The request. Repeat, exactly and in full, the lines of the listing below, but without any pictures.

Given data.
==================================================

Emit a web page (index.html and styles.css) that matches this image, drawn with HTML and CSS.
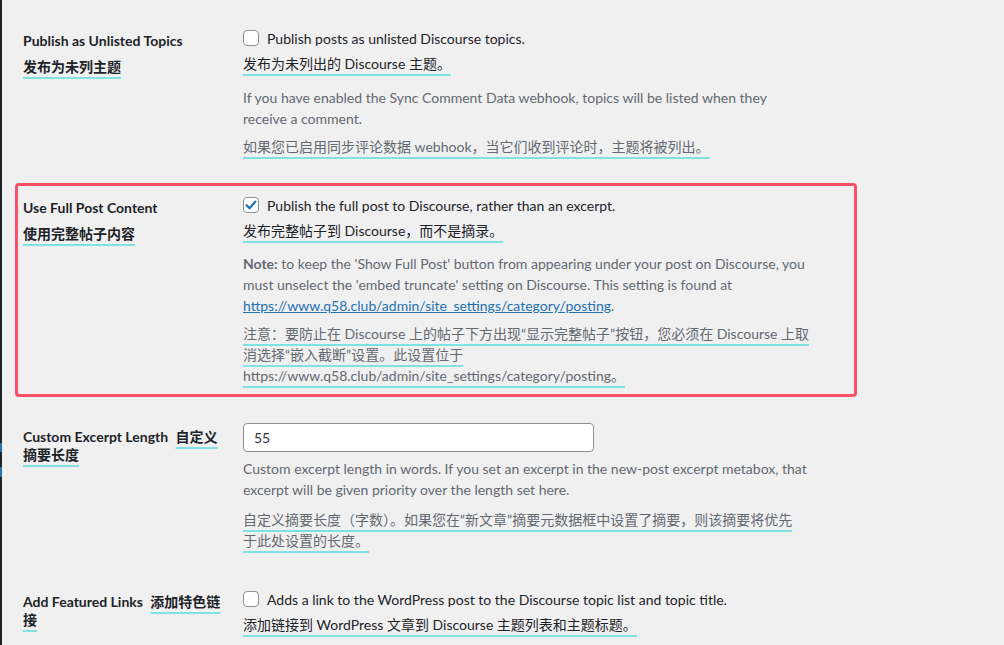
FILE: index.html
```html
<!DOCTYPE html>
<html lang="en">
<head>
  <meta charset="UTF-8" />
  <title>Discourse publishing settings</title>
  <link rel="stylesheet" href="styles.css">
</head>
<body>
  <div class="screen">
    <div class="menu-edge"></div>

    <div class="settings">
      <div class="row">
        <div class="th">
          <div>Publish as Unlisted Topics</div>
          <div class="th-tr"><span class="tr">发布为未列主题</span></div>
        </div>
        <div class="td">
          <label class="check"><span class="box"></span>Publish posts as unlisted Discourse topics.</label>
          <p class="tr-line"><span class="tr">发布为未列出的 Discourse 主题。</span></p>
          <p class="description">If you have enabled the Sync Comment Data webhook, topics will be listed when they receive a comment.</p>
          <p class="description tr-desc"><span class="tr">如果您已启用同步评论数据 webhook，当它们收到评论时，主题将被列出。</span></p>
        </div>
      </div>

      <div class="row highlight">
        <div class="th">
          <div>Use Full Post Content</div>
          <div class="th-tr"><span class="tr">使用完整帖子内容</span></div>
        </div>
        <div class="td">
          <label class="check"><span class="box checked"><svg viewBox="0 0 16 16" width="16" height="16"><path d="M3.6 8.2 L6.6 11.2 L12.4 4.6" fill="none" stroke="#2271b1" stroke-width="2.2" stroke-linecap="round" stroke-linejoin="round"/></svg></span>Publish the full post to Discourse, rather than an excerpt.</label>
          <p class="tr-line"><span class="tr">发布完整帖子到 Discourse，而不是摘录。</span></p>
          <p class="description note"><strong>Note:</strong> to keep the 'Show Full Post' button from appearing under your post on Discourse, you must unselect the 'embed truncate' setting on Discourse. This setting is found at <a href="#">https://www.q58.club/admin/site_settings/category/posting</a>.</p>
          <p class="description tr-desc"><span class="tr">注意：要防止在 Discourse 上的帖子下方出现“显示完整帖子”按钮，您必须在 Discourse 上取消选择“嵌入截断”设置。此设置位于 https://www.q58.club/admin/site_settings/category/posting。</span></p>
        </div>
      </div>

      <div class="row">
        <div class="th">Custom Excerpt Length <span class="tr th-inline">自定义摘要长度</span></div>
        <div class="td">
          <input class="text-input" type="text" value="55">
          <p class="description after-input">Custom excerpt length in words. If you set an excerpt in the new-post excerpt metabox, that excerpt will be given priority over the length set here.</p>
          <p class="description tr-desc tr-narrow"><span class="tr">自定义摘要长度（字数）。如果您在“新文章”摘要元数据框中设置了摘要，则该摘要将优先于此处设置的长度。</span></p>
        </div>
      </div>

      <div class="row">
        <div class="th">Add Featured Links <span class="tr th-inline">添加特色链接</span></div>
        <div class="td">
          <label class="check"><span class="box"></span>Adds a link to the WordPress post to the Discourse topic list and topic title.</label>
          <p class="tr-line"><span class="tr">添加链接到 WordPress 文章到 Discourse 主题列表和主题标题。</span></p>
        </div>
      </div>
    </div>
  </div>
</body>
</html>
```

FILE: styles.css
```css
* {
  box-sizing: border-box;
}

body {
  margin: 0;
  background: #f0f0f1;
  font-family: Lato, "Noto Sans CJK SC", sans-serif;
  font-size: 14px;
  color: #3c434a;
  overflow: hidden;
}

.screen {
  display: flex;
  min-height: 100vh;
}

/* edge of the admin menu, with the two highlighted items */
.menu-edge {
  width: 2px;
  flex-shrink: 0;
  background: linear-gradient(to bottom,
    #1d2327 443px, #2271b1 443px 452px,
    #1d2327 452px 467px, #2271b1 467px 477px,
    #1d2327 477px);
}

.settings {
  padding: 16px 0 0 13px;
}

.row {
  display: grid;
  grid-template-columns: 210px 1fr;
  width: 842px;
  padding-left: 5px;
  margin-bottom: 15px;
  border: 3px solid transparent;
  border-radius: 4px;
}

.row.highlight {
  border-color: #fd5066;
}

.th {
  padding: 13px 10px 8px 0;
  font-weight: 700;
  line-height: 18px;
  color: #1d2327;
}

.th-tr {
  margin-top: 8px;
}

.th-inline {
  margin-left: 4px;
}

.td {
  padding: 8px 0 8px 10px;
}

.tr {
  text-decoration: underline;
  text-decoration-color: #7fe1e4;
  text-decoration-thickness: 2px;
  text-underline-offset: 5px;
}

.check {
  display: flex;
  align-items: center;
  gap: 8px;
  height: 22px;
  color: #1d2327;
}

.box {
  width: 16px;
  height: 16px;
  flex-shrink: 0;
  background: #fff;
  border: 1px solid #8c8f94;
  border-radius: 4px;
  display: flex;
  align-items: center;
  justify-content: center;
}

.box svg {
  display: block;
  margin: -1px;
}

.tr-line {
  margin: 4px 0 0;
  line-height: 21px;
  color: #1d2327;
}

.description {
  max-width: 566px;
  margin: 13px 0 0;
  line-height: 21px;
  color: #646970;
}

.description.note {
  margin-top: 12px;
}

.description strong {
  font-weight: 700;
}

.description a {
  color: #2271b1;
}

.description.tr-desc {
  max-width: 571px;
  margin-top: 7px;
}

.description.tr-narrow {
  max-width: 556px;
  margin-top: 9px;
}

.description.after-input {
  margin-top: 6px;
}

.text-input {
  display: block;
  width: 351px;
  height: 29px;
  margin: 0;
  padding: 0 10px;
  font-family: Lato, sans-serif;
  font-size: 14px;
  color: #2c3338;
  background: #fff;
  border: 1px solid #8c8f94;
  border-radius: 4px;
}
```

==================================================

Output for this exercise.
Emit a web page (index.html and styles.css) that matches this image, drawn with HTML and CSS.
FILE: index.html
```html
<!DOCTYPE html>
<html lang="en">
<head>
  <meta charset="UTF-8" />
  <title>Discourse publishing settings</title>
  <link rel="stylesheet" href="styles.css">
</head>
<body>
  <div class="screen">
    <div class="menu-edge"></div>

    <div class="settings">
      <div class="row">
        <div class="th">
          <div>Publish as Unlisted Topics</div>
          <div class="th-tr"><span class="tr">发布为未列主题</span></div>
        </div>
        <div class="td">
          <label class="check"><span class="box"></span>Publish posts as unlisted Discourse topics.</label>
          <p class="tr-line"><span class="tr">发布为未列出的 Discourse 主题。</span></p>
          <p class="description">If you have enabled the Sync Comment Data webhook, topics will be listed when they receive a comment.</p>
          <p class="description tr-desc"><span class="tr">如果您已启用同步评论数据 webhook，当它们收到评论时，主题将被列出。</span></p>
        </div>
      </div>

      <div class="row highlight">
        <div class="th">
          <div>Use Full Post Content</div>
          <div class="th-tr"><span class="tr">使用完整帖子内容</span></div>
        </div>
        <div class="td">
          <label class="check"><span class="box checked"><svg viewBox="0 0 16 16" width="16" height="16"><path d="M3.6 8.2 L6.6 11.2 L12.4 4.6" fill="none" stroke="#2271b1" stroke-width="2.2" stroke-linecap="round" stroke-linejoin="round"/></svg></span>Publish the full post to Discourse, rather than an excerpt.</label>
          <p class="tr-line"><span class="tr">发布完整帖子到 Discourse，而不是摘录。</span></p>
          <p class="description note"><strong>Note:</strong> to keep the 'Show Full Post' button from appearing under your post on Discourse, you must unselect the 'embed truncate' setting on Discourse. This setting is found at <a href="#">https://www.q58.club/admin/site_settings/category/posting</a>.</p>
          <p class="description tr-desc"><span class="tr">注意：要防止在 Discourse 上的帖子下方出现“显示完整帖子”按钮，您必须在 Discourse 上取消选择“嵌入截断”设置。此设置位于 https://www.q58.club/admin/site_settings/category/posting。</span></p>
        </div>
      </div>

      <div class="row">
        <div class="th">Custom Excerpt Length <span class="tr th-inline">自定义摘要长度</span></div>
        <div class="td">
          <input class="text-input" type="text" value="55">
          <p class="description after-input">Custom excerpt length in words. If you set an excerpt in the new-post excerpt metabox, that excerpt will be given priority over the length set here.</p>
          <p class="description tr-desc tr-narrow"><span class="tr">自定义摘要长度（字数）。如果您在“新文章”摘要元数据框中设置了摘要，则该摘要将优先于此处设置的长度。</span></p>
        </div>
      </div>

      <div class="row">
        <div class="th">Add Featured Links <span class="tr th-inline">添加特色链接</span></div>
        <div class="td">
          <label class="check"><span class="box"></span>Adds a link to the WordPress post to the Discourse topic list and topic title.</label>
          <p class="tr-line"><span class="tr">添加链接到 WordPress 文章到 Discourse 主题列表和主题标题。</span></p>
        </div>
      </div>
    </div>
  </div>
</body>
</html>
```

FILE: styles.css
```css
* {
  box-sizing: border-box;
}

body {
  margin: 0;
  background: #f0f0f1;
  font-family: Lato, "Noto Sans CJK SC", sans-serif;
  font-size: 14px;
  color: #3c434a;
  overflow: hidden;
}

.screen {
  display: flex;
  min-height: 100vh;
}

/* edge of the admin menu, with the two highlighted items */
.menu-edge {
  width: 2px;
  flex-shrink: 0;
  background: linear-gradient(to bottom,
    #1d2327 443px, #2271b1 443px 452px,
    #1d2327 452px 467px, #2271b1 467px 477px,
    #1d2327 477px);
}

.settings {
  padding: 16px 0 0 13px;
}

.row {
  display: grid;
  grid-template-columns: 210px 1fr;
  width: 842px;
  padding-left: 5px;
  margin-bottom: 15px;
  border: 3px solid transparent;
  border-radius: 4px;
}

.row.highlight {
  border-color: #fd5066;
}

.th {
  padding: 13px 10px 8px 0;
  font-weight: 700;
  line-height: 18px;
  color: #1d2327;
}

.th-tr {
  margin-top: 8px;
}

.th-inline {
  margin-left: 4px;
}

.td {
  padding: 8px 0 8px 10px;
}

.tr {
  text-decoration: underline;
  text-decoration-color: #7fe1e4;
  text-decoration-thickness: 2px;
  text-underline-offset: 5px;
}

.check {
  display: flex;
  align-items: center;
  gap: 8px;
  height: 22px;
  color: #1d2327;
}

.box {
  width: 16px;
  height: 16px;
  flex-shrink: 0;
  background: #fff;
  border: 1px solid #8c8f94;
  border-radius: 4px;
  display: flex;
  align-items: center;
  justify-content: center;
}

.box svg {
  display: block;
  margin: -1px;
}

.tr-line {
  margin: 4px 0 0;
  line-height: 21px;
  color: #1d2327;
}

.description {
  max-width: 566px;
  margin: 13px 0 0;
  line-height: 21px;
  color: #646970;
}

.description.note {
  margin-top: 12px;
}

.description strong {
  font-weight: 700;
}

.description a {
  color: #2271b1;
}

.description.tr-desc {
  max-width: 571px;
  margin-top: 7px;
}

.description.tr-narrow {
  max-width: 556px;
  margin-top: 9px;
}

.description.after-input {
  margin-top: 6px;
}

.text-input {
  display: block;
  width: 351px;
  height: 29px;
  margin: 0;
  padding: 0 10px;
  font-family: Lato, sans-serif;
  font-size: 14px;
  color: #2c3338;
  background: #fff;
  border: 1px solid #8c8f94;
  border-radius: 4px;
}
```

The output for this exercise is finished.